My hope is that in sharing these things I’ve learned will help someone else with their own journey. I never would have seen myself as a content creator but several years later, this is now a big part of my identity and my earnest goals. I’m passionate about sharing what I’ve learned and that’s why I devote a good chunk of that precious free time to it. Yes, it helps me to work through my thoughts out loud or at the keyboard. But my more important aim is to help someone else, and love engaging with the community when my thoughts resonate with them. Please, learn from my foibles, mistakes, and stumbling through this next phase of my life!
Mahalo. I wish you all the best. 🙏
"To FIRE aspirants: I promise you that these topics are trivial by comparison with the oft-termed “soft side” of FIRE."
Jason - you're SPOT ON with this statement, and your current challenge of protecting your time is a perfect example. I can totally relate to the "problem" of a side hustle becoming an obligation, and the irritating reality of how that can be a negative to something that is "good" from all other aspects. It's exactly the reason I've quit writing on a weekly schedule, and the new "random" schedule has brought the joy back into my writing. I don't have the answer for you, but I applaud you for challenging the obligations in your life. Best of luck wherever the journey leads you.

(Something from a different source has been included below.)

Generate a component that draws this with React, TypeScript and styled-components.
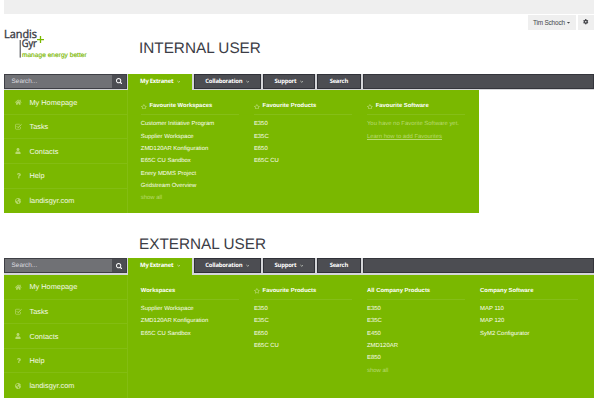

First, so glad you are back writing periodic installments to your blog, Jason! Your perspective is much appreciated, and I don’t think for one second you should feel bad about how you enjoy utilizing your time. Although they are home during the summer, my kids are now off to college for nine months out of the year, and that feels like an appetizer of free time compared to what will be coming down the road. Please keep sharing your thoughts as you are so inclined, as I enjoy every post.